CEN11LA328
CEN11LA328

On May 7, 2011, at 1230 central daylight time, a Piper model PA-18 airplane, N195T, was substantially damaged while landing on Tin Can Island in the Island Lake Reservoir, near Fredenberg Township, Minnesota. The pilot and passenger were not injured. The airplane was registered to and operated by the private pilot, under the provisions of 14 Code of Federal Regulations Part 91. Day visual meteorological conditions prevailed for the flight, which was operated without a flight plan. The personal flight originated from the pilot's private airstrip in Duluth, Minnesota, around 1200.

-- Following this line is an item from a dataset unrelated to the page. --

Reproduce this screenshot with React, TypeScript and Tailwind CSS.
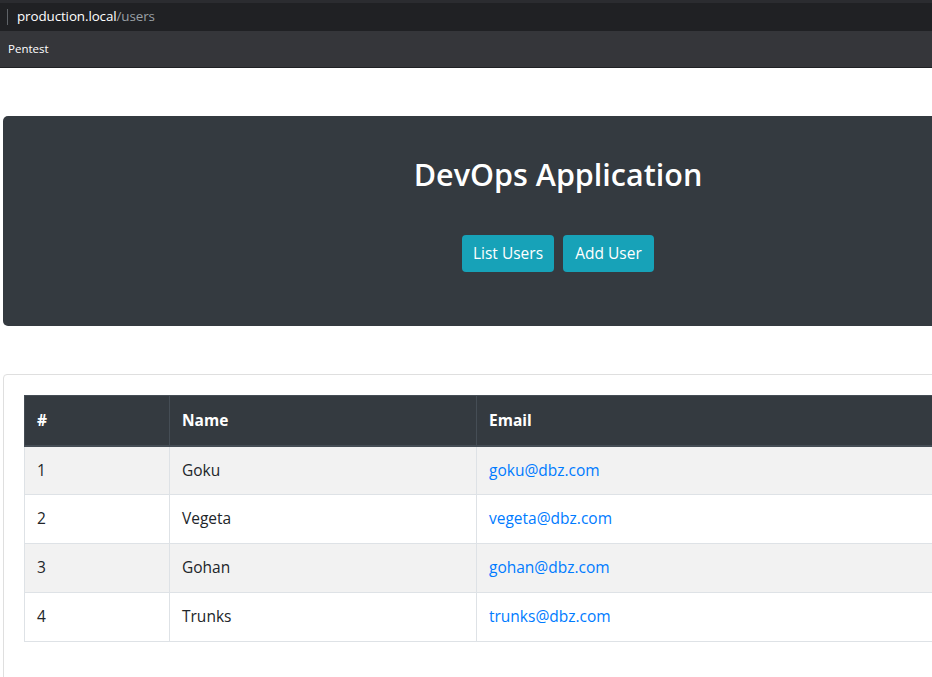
const users = [
  { id: 1, name: "Goku", email: "goku@dbz.com" },
  { id: 2, name: "Vegeta", email: "vegeta@dbz.com" },
  { id: 3, name: "Gohan", email: "gohan@dbz.com" },
  { id: 4, name: "Trunks", email: "trunks@dbz.com" },
];

const font = { fontFamily: '"Open Sans", "Noto Sans", sans-serif' };

export default function App() {
  return (
    <div className="w-[932px] h-[677px] overflow-hidden bg-white" style={font}>
      {/* browser address bar */}
      <div className="h-[31px] bg-[#202124] border-t-[3px] border-[#2b2c30] flex items-center">
        <div className="ml-[7px] w-px h-[16px] bg-[#5f6368]" />
        <div className="ml-[9px] text-[13.4px] leading-none text-white tracking-[-0.1px]">
          production.local<span className="text-[#9aa0a6]">/users</span>
        </div>
      </div>
      {/* bookmarks bar */}
      <div className="h-[37px] bg-[#35363a] border-b border-[#202124] flex items-center px-[8px]">
        <span className="text-[11.5px] text-white leading-none">Pentest</span>
      </div>

      {/* page */}
      <div className="w-[1120px] pt-[48px] pl-[3px]">
        <div className="w-[1110px] h-[210px] bg-[#343a40] rounded-[5px] flex flex-col items-center pt-[38px]">
          <h1 className="text-[30.5px] leading-[40px] font-semibold text-white">DevOps Application</h1>
          <div className="flex gap-[9px] mt-[41px]">
            <button className="w-[92px] h-[37px] rounded-[4px] bg-[#17a2b8] text-white text-[15.5px] leading-none pt-px">List Users</button>
            <button className="w-[91px] h-[37px] rounded-[4px] bg-[#17a2b8] text-white text-[15.5px] leading-none pt-px">Add User</button>
          </div>
        </div>

        <div className="mt-[48px] w-[1110px] h-[320px] border border-[#dfdfdf] rounded-[4px] p-[20px]">
          <table className="w-full border-collapse text-[15.5px] text-[#212529]">
            <thead>
              <tr className="bg-[#343a40] text-white h-[50px]">
                <th className="w-[145px] text-left font-bold px-[12px] border border-[#454d55] border-b-2">#</th>
                <th className="w-[307px] text-left font-bold px-[12px] border border-[#454d55] border-b-2">Name</th>
                <th className="text-left font-bold px-[12px] border border-[#454d55] border-b-2">Email</th>
              </tr>
            </thead>
            <tbody>
              {users.map((u, i) => (
                <tr key={u.id} className={i % 2 === 0 ? "bg-[#f2f2f2] h-[49px]" : "bg-white h-[49px]"}>
                  <td className="px-[12px] border border-[#dee2e6]">{u.id}</td>
                  <td className="px-[12px] border border-[#dee2e6]">{u.name}</td>
                  <td className="px-[12px] border border-[#dee2e6]">
                    <a className="text-[#007bff]">{u.email}</a>
                  </td>
                </tr>
              ))}
            </tbody>
          </table>
        </div>
      </div>
    </div>
  );
}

The pilot reported that he was attempting a southerly landing on a sandbar located on the west side of the island. He noted that he had previously performed the same landing in the accident airplane, which was equipped with oversized tundra tires. He stated that there was a 6-8 knot left crosswind during the landing approach. As the airplane descended below the treetops, the crosswind component diminished and the airplane began drifting left of the desired landing path. Shortly after touchdown the left wingtip collided with shrubs and trees which caused the airplane to veer away from the sandbar and into a marsh area. The right main landing gear sunk into the soft terrain and the right wing impacted terrain. A postaccident inspection revealed substantial damage to the right wing and the fuselage structure. The pilot reported that there were no preimpact mechanical malfunctions or failures that would have precluded normal operation of the airplane.

The nearest aviation weather observation station with recorded historical weather information was at Duluth International Airport (KDLH), about 12.5 miles south of the accident site, which was equipped with an automated surface observing system (ASOS).

At 1255, the KDLH ASOS reported the following weather conditions: wind 100 degrees at 9 knots; visibility 10 miles; few clouds at 4,000 feet above ground level; temperature 13 degrees Celsius; dew point 3 degrees Celsius; altimeter setting 29.87 inches of mercury.